• _TASK PROMPT_
Please pull out every line that includes the string "index".

• _RECORDS FOR THE EXERCISE_
====
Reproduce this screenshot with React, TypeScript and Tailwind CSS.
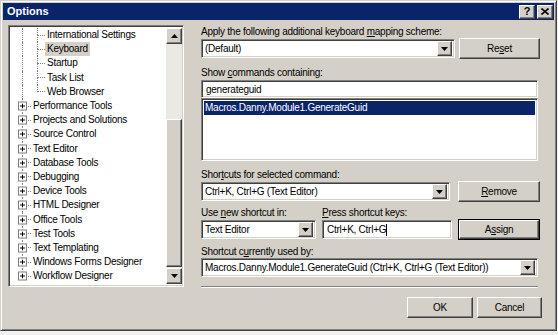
import React from 'react';

const raised =
  'border border-t-white border-l-white border-r-[#404040] border-b-[#404040] shadow-[inset_-1px_-1px_0_#808080] bg-[#d4d0c8]';
const sunken =
  'border border-t-[#808080] border-l-[#808080] border-r-white border-b-white shadow-[inset_1px_1px_0_#404040,inset_-1px_-1px_0_#d4d0c8]';

function Arrow({ down = true }: { down?: boolean }) {
  return (
    <svg width="7" height="4" viewBox="0 0 7 4">
      {down ? <path d="M0 0h7L3.5 4z" fill="#000" /> : <path d="M0 4h7L3.5 0z" fill="#000" />}
    </svg>
  );
}

function Combo({ value, width }: { value: string; width: string }) {
  return (
    <div className={`${sunken} ${width} h-[19px] bg-white flex items-center pl-[3px] pr-[2px]`}>
      <span className="flex-1 truncate">{value}</span>
      <div className={`${raised} w-[15px] h-[15px] flex items-center justify-center`}>
        <Arrow />
      </div>
    </div>
  );
}

function Button({ children, width, isDefault = false }: { children: React.ReactNode; width: string; isDefault?: boolean }) {
  if (isDefault) {
    return (
      <div className={`${width} h-[21px] border border-black`}>
        <div className={`${raised} w-full h-full flex items-center justify-center`}>{children}</div>
      </div>
    );
  }
  return <div className={`${raised} ${width} h-[21px] flex items-center justify-center`}>{children}</div>;
}

type Node = { label: string; level: 1 | 2; last?: boolean; selected?: boolean };

const nodes: Node[] = [
  { label: 'International Settings', level: 2 },
  { label: 'Keyboard', level: 2, selected: true },
  { label: 'Startup', level: 2 },
  { label: 'Task List', level: 2 },
  { label: 'Web Browser', level: 2, last: true },
  { label: 'Performance Tools', level: 1 },
  { label: 'Projects and Solutions', level: 1 },
  { label: 'Source Control', level: 1 },
  { label: 'Text Editor', level: 1 },
  { label: 'Database Tools', level: 1 },
  { label: 'Debugging', level: 1 },
  { label: 'Device Tools', level: 1 },
  { label: 'HTML Designer', level: 1 },
  { label: 'Office Tools', level: 1 },
  { label: 'Test Tools', level: 1 },
  { label: 'Text Templating', level: 1 },
  { label: 'Windows Forms Designer', level: 1 },
  { label: 'Workflow Designer', level: 1, last: true },
];

function PlusBox() {
  return (
    <div className="absolute left-[7px] top-1/2 -translate-y-1/2 w-[9px] h-[9px] border border-[#808080] bg-white flex items-center justify-center">
      <svg width="5" height="5" viewBox="0 0 5 5">
        <path d="M0 2.5h5M2.5 0v5" stroke="#000" strokeWidth="1" />
      </svg>
    </div>
  );
}

function TreeRow({ node }: { node: Node }) {
  return (
    <div className="h-[14.2px] flex items-stretch">
      {node.level === 1 ? (
        <div className="relative w-[20px] flex">
          <div className="w-[12px] flex flex-col">
            <div className="flex-1 border-r border-dotted border-[#808080]" />
            <div className={`flex-1 ${node.last ? '' : 'border-r border-dotted border-[#808080]'}`} />
          </div>
          <div className="flex-1 flex items-center">
            <div className="w-full border-t border-dotted border-[#808080]" />
          </div>
          <PlusBox />
        </div>
      ) : (
        <>
          <div className="w-[16px] flex">
            <div className="w-[12px] border-r border-dotted border-[#808080]" />
          </div>
          <div className="w-[18px] flex">
            <div className="w-[11px] flex flex-col">
              <div className="flex-1 border-r border-dotted border-[#808080]" />
              <div className={`flex-1 ${node.last ? '' : 'border-r border-dotted border-[#808080]'}`} />
            </div>
            <div className="flex-1 flex items-center">
              <div className="w-full border-t border-dotted border-[#808080]" />
            </div>
          </div>
        </>
      )}
      <div className="flex items-center">
        <span className={`px-[2px] leading-[14px] ${node.selected ? 'bg-[#d4d0c8]' : ''}`}>{node.label}</span>
      </div>
    </div>
  );
}

function Tree() {
  return (
    <div className={`${sunken} w-[176px] h-[262px] bg-white flex p-[2px] pr-[1px]`}>
      <div className="flex-1 overflow-hidden">
        {nodes.map((n) => (
          <TreeRow key={n.label} node={n} />
        ))}
      </div>
      <div className="w-[16px] flex flex-col bg-[#ebe9e4]">
        <div className={`${raised} h-[16px] flex items-center justify-center`}>
          <Arrow down={false} />
        </div>
        <div className="h-[75px]" />
        <div className={`${raised} flex-1`} />
        <div className="h-[1px]" />
        <div className={`${raised} h-[16px] flex items-center justify-center`}>
          <Arrow />
        </div>
      </div>
    </div>
  );
}

function Label({ children, className = '' }: { children: React.ReactNode; className?: string }) {
  return <div className={`h-[12px] leading-[12px] ${className}`}>{children}</div>;
}

export default function App() {
  return (
    <div className="w-[558px] h-[335px] bg-[#f2f2f2] font-['Liberation_Sans',Arial,sans-serif] text-[10px] tracking-[-0.25px] text-black">
      <div className="w-[557px] h-[331px] bg-[#d4d0c8] border border-t-[#d4d0c8] border-l-[#d4d0c8] border-r-[#404040] border-b-[#404040] shadow-[inset_1px_1px_0_#fff,inset_-1px_-1px_0_#808080] p-[2px] flex flex-col">
        {/* title bar */}
        <div className="h-[17px] bg-[#0a246a] flex items-center pl-[4px] pr-[1px]">
          <span className="flex-1 text-white font-bold text-[11px] tracking-normal">Options</span>
          <div className="flex gap-[2px]">
            <div className={`${raised} w-[16px] h-[14px] flex items-center justify-center font-bold text-[11px] leading-none`}>?</div>
            <div className={`${raised} w-[16px] h-[14px] flex items-center justify-center`}>
              <svg width="8" height="7" viewBox="0 0 8 7">
                <path d="M0.5 0.5l7 6M7.5 0.5l-7 6" stroke="#000" strokeWidth="1.6" />
              </svg>
            </div>
          </div>
        </div>

        {/* body */}
        <div className="flex pl-[5px] pt-[5px] gap-[17px]">
          <Tree />
          <div className="w-[341px] flex flex-col">
            <Label className="h-[13px] leading-[13px]">
              Apply the following additional keyboard <u>m</u>apping scheme:
            </Label>
            <div className="h-[21px] flex items-center gap-[4px]">
              <Combo value="(Default)" width="w-[254px]" />
              <Button width="w-[81px]">
                Re<u>s</u>et
              </Button>
            </div>
            <Label className="mt-[7px] h-[13px] leading-[13px]">
              Show <u>c</u>ommands containing:
            </Label>
            <div className={`${sunken} w-[337px] h-[18px] bg-white flex items-center pl-[4px] mt-[1px]`}>generateguid</div>
            <div className={`${sunken} w-[337px] h-[63px] bg-white p-[2px]`}>
              <div className="h-[14px] bg-[#0a246a] text-white leading-[14px] pl-[1px]">Macros.Danny.Module1.GenerateGuid</div>
            </div>
            <Label className="mt-[8px]">
              Shor<u>t</u>cuts for selected command:
            </Label>
            <div className="h-[21px] flex items-center gap-[8px]">
              <Combo value="Ctrl+K, Ctrl+G (Text Editor)" width="w-[249px]" />
              <Button width="w-[82px]">
                <u>R</u>emove
              </Button>
            </div>
            <div className="flex mt-[5px]">
              <Label className="w-[121px]">
                Use <u>n</u>ew shortcut in:
              </Label>
              <Label>
                <u>P</u>ress shortcut keys:
              </Label>
            </div>
            <div className="h-[21px] flex items-center">
              <Combo value="Text Editor" width="w-[115px]" />
              <div className={`${sunken} ml-[6px] w-[130px] h-[19px] bg-white flex items-center pl-[4px]`}>
                Ctrl+K, Ctrl+G<span className="inline-block w-[1px] h-[12px] bg-black" />
              </div>
              <div className="ml-[6px]">
                <Button width="w-[82px]" isDefault>
                  A<u>s</u>sign
                </Button>
              </div>
            </div>
            <Label className="mt-[6px]">
              Shortcut c<u>u</u>rrently used by:
            </Label>
            <Combo value="Macros.Danny.Module1.GenerateGuid (Ctrl+K, Ctrl+G (Text Editor))" width="w-[337px]" />
            <div className="mt-[9px] w-[337px] border-t border-t-[#808080] border-b border-b-white" />
            <div className="mt-[9px] flex justify-end gap-[4px]">
              <Button width="w-[66px]">OK</Button>
              <Button width="w-[65px]">Cancel</Button>
            </div>
          </div>
        </div>
      </div>
    </div>
  );
}
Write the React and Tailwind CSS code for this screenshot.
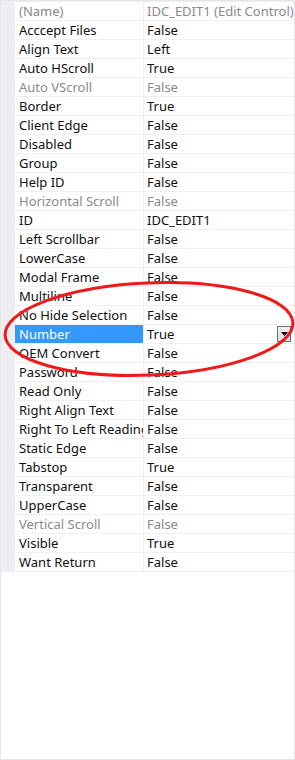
import React from "react";

const rows = [
  ["(Name)", "IDC_EDIT1 (Edit Control)", "gray"],
  ["Acccept Files", "False"],
  ["Align Text", "Left"],
  ["Auto HScroll", "True"],
  ["Auto VScroll", "False", "gray"],
  ["Border", "True"],
  ["Client Edge", "False"],
  ["Disabled", "False"],
  ["Group", "False"],
  ["Help ID", "False"],
  ["Horizontal Scroll", "False", "gray"],
  ["ID", "IDC_EDIT1"],
  ["Left Scrollbar", "False"],
  ["LowerCase", "False"],
  ["Modal Frame", "False"],
  ["Multiline", "False"],
  ["No Hide Selection", "False"],
  ["Number", "True", "sel"],
  ["OEM Convert", "False"],
  ["Password", "False"],
  ["Read Only", "False"],
  ["Right Align Text", "False"],
  ["Right To Left Reading", "False"],
  ["Static Edge", "False"],
  ["Tabstop", "True"],
  ["Transparent", "False"],
  ["UpperCase", "False"],
  ["Vertical Scroll", "False", "gray"],
  ["Visible", "True"],
  ["Want Return", "False"],
];

function Row({ name, value, kind }) {
  const gray = kind === "gray";
  const sel = kind === "sel";
  return (
    <div className="flex h-[19px]">
      <div className="w-[14px] shrink-0 bg-[#eeeef2]" />
      <div
        className={
          sel
            ? "w-[128px] shrink-0 overflow-hidden whitespace-nowrap border-b border-[#f0f0f0] bg-[#3399ff] pl-[4px] pt-[1px] leading-[17px] text-white"
            : gray
            ? "w-[128px] shrink-0 overflow-hidden whitespace-nowrap border-b border-[#f0f0f0] pl-[4px] pt-[1px] leading-[17px] text-[#8a8a8a]"
            : "w-[128px] shrink-0 overflow-hidden whitespace-nowrap border-b border-[#f0f0f0] pl-[4px] pt-[1px] leading-[17px] text-[#101010]"
        }
      >
        {name}
      </div>
      <div className="w-[1px] shrink-0 bg-[#f0f0f0]" />
      <div
        className={
          gray
            ? "flex flex-1 items-center overflow-hidden whitespace-nowrap border-b border-[#f0f0f0] pl-[3px] text-[#8a8a8a]"
            : "flex flex-1 items-center overflow-hidden whitespace-nowrap border-b border-[#f0f0f0] pl-[3px] text-[#101010]"
        }
      >
        <span className="flex-1 pt-[1px] leading-[17px]">{value}</span>
        {sel && (
          <div className="mr-[3px] flex h-[16px] w-[14px] items-center justify-center border border-[#707070] bg-gradient-to-b from-[#f2f2f2] to-[#dcdcdc]">
            <svg width="7" height="4" viewBox="0 0 7 4">
              <polygon points="0,0 7,0 3.5,4" fill="#000" />
            </svg>
          </div>
        )}
      </div>
    </div>
  );
}

export default function App() {
  return (
    <div
      className="relative h-[760px] w-[295px] border border-[#e6e6e6] bg-white text-[13px]"
      style={{ fontFamily: '"Noto Sans", "Noto Sans CJK SC", sans-serif' }}
    >
      <div className="h-[1px] bg-[#eeeef2]" />
      {rows.map(([n, v, k]) => (
        <Row key={n} name={n} value={v} kind={k} />
      ))}
      <svg
        className="pointer-events-none absolute left-[-1px] top-[-1px]"
        width="295"
        height="760"
      >
        <ellipse
          cx="149"
          cy="329"
          rx="144"
          ry="46"
          transform="rotate(-2.5 149 329)"
          fill="none"
          stroke="#f01818"
          strokeWidth="3"
        />
      </svg>
    </div>
  );
}
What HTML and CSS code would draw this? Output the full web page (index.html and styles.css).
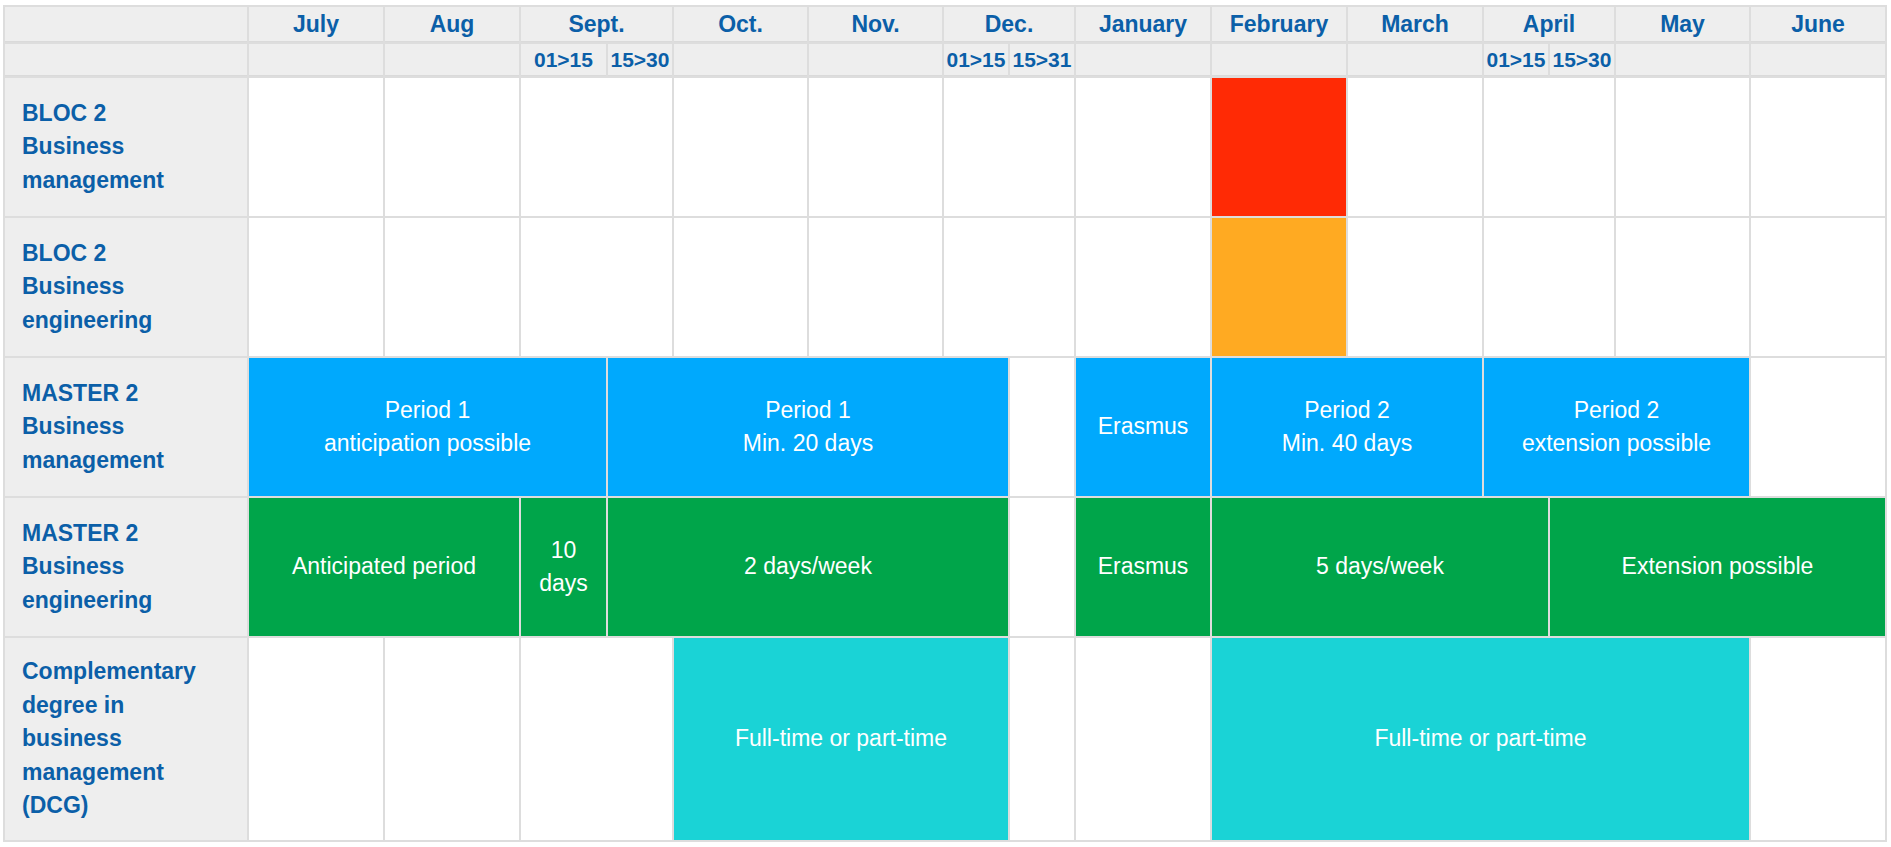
FILE: index.html
```html
<!DOCTYPE html>
<html lang="en">
<head>
<meta charset="utf-8">
<title>Internship calendar</title>
<link rel="stylesheet" href="styles.css">
</head>
<body>
<div class="page">
  <div class="cal">
    <!-- header row 1 -->
    <div class="hd"></div>
    <div class="hd">July</div>
    <div class="hd">Aug</div>
    <div class="hd s2">Sept.</div>
    <div class="hd">Oct.</div>
    <div class="hd">Nov.</div>
    <div class="hd s2">Dec.</div>
    <div class="hd">January</div>
    <div class="hd">February</div>
    <div class="hd">March</div>
    <div class="hd s2">April</div>
    <div class="hd">May</div>
    <div class="hd">June</div>
    <!-- header row 2 -->
    <div class="hd sub"></div>
    <div class="hd sub"></div>
    <div class="hd sub"></div>
    <div class="hd sub">01&gt;15</div>
    <div class="hd sub">15&gt;30</div>
    <div class="hd sub"></div>
    <div class="hd sub"></div>
    <div class="hd sub">01&gt;15</div>
    <div class="hd sub">15&gt;31</div>
    <div class="hd sub"></div>
    <div class="hd sub"></div>
    <div class="hd sub"></div>
    <div class="hd sub">01&gt;15</div>
    <div class="hd sub">15&gt;30</div>
    <div class="hd sub"></div>
    <div class="hd sub"></div>
    <!-- row 1 -->
    <div class="lbl">BLOC 2<br>Business<br>management</div>
    <div class="c"></div>
    <div class="c"></div>
    <div class="c s2"></div>
    <div class="c"></div>
    <div class="c"></div>
    <div class="c s2"></div>
    <div class="c"></div>
    <div class="c red"></div>
    <div class="c"></div>
    <div class="c s2"></div>
    <div class="c"></div>
    <div class="c"></div>
    <!-- row 2 -->
    <div class="lbl">BLOC 2<br>Business<br>engineering</div>
    <div class="c"></div>
    <div class="c"></div>
    <div class="c s2"></div>
    <div class="c"></div>
    <div class="c"></div>
    <div class="c s2"></div>
    <div class="c"></div>
    <div class="c orange"></div>
    <div class="c"></div>
    <div class="c s2"></div>
    <div class="c"></div>
    <div class="c"></div>
    <!-- row 3 -->
    <div class="lbl">MASTER 2<br>Business<br>management</div>
    <div class="c blue s3">Period 1<br>anticipation possible</div>
    <div class="c blue s4">Period 1<br>Min. 20 days</div>
    <div class="c"></div>
    <div class="c blue">Erasmus</div>
    <div class="c blue s2">Period 2<br>Min. 40 days</div>
    <div class="c blue s3">Period 2<br>extension possible</div>
    <div class="c"></div>
    <!-- row 4 -->
    <div class="lbl">MASTER 2<br>Business<br>engineering</div>
    <div class="c green s2">Anticipated period</div>
    <div class="c green">10<br>days</div>
    <div class="c green s4">2 days/week</div>
    <div class="c"></div>
    <div class="c green">Erasmus</div>
    <div class="c green s3">5 days/week</div>
    <div class="c green s3">Extension possible</div>
    <!-- row 5 -->
    <div class="lbl">Complementary<br>degree in<br>business<br>management<br>(DCG)</div>
    <div class="c"></div>
    <div class="c"></div>
    <div class="c s2"></div>
    <div class="c teal s3">Full-time or part-time</div>
    <div class="c"></div>
    <div class="c"></div>
    <div class="c teal s5">Full-time or part-time</div>
    <div class="c"></div>
  </div>
</div>
</body>
</html>
```

FILE: styles.css
```css
html, body {
  margin: 0;
  padding: 0;
  background: #ffffff;
}

.page {
  padding: 5px 3px;
  font-family: "Liberation Sans", Arial, sans-serif;
  font-size: 23px;
  line-height: 33.5px;
}

.cal {
  display: grid;
  width: max-content;
  grid-template-columns: 242px 134px 134px 85px 64px 133px 133px 64px 64px 134px 134px 134px 64px 64px 133px 134px;
  grid-template-rows: 35px 32px 138px 138px 138px 138px 202px;
  gap: 2px;
  padding: 2px;
  background: #dddddd;
}

.s2 { grid-column: span 2; }
.s3 { grid-column: span 3; }
.s4 { grid-column: span 4; }
.s5 { grid-column: span 5; }

.hd {
  background: #eeeeee;
  border-bottom: 1px solid #dadada;
  color: #0b5fa8;
  font-weight: bold;
  display: flex;
  align-items: center;
  justify-content: center;
  text-align: center;
  white-space: nowrap;
  padding-top: 2px;
}

.hd.sub {
  font-size: 21px;
  padding-top: 0;
}

.lbl {
  background: #eeeeee;
  color: #0b5fa8;
  font-weight: bold;
  display: flex;
  align-items: center;
  padding-left: 17px;
}

.c {
  background: #ffffff;
  color: #ffffff;
  display: flex;
  align-items: center;
  justify-content: center;
  text-align: center;
}

.red { background: #ff2a05; }
.orange { background: #ffaa22; }
.blue { background: #00a9fd; }
.green { background: #00a54a; }
.teal { background: #1ad3d6; }
```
====
• _FINISHED EXERCISE_
What HTML and CSS code would draw this? Output the full web page (index.html and styles.css).
FILE: index.html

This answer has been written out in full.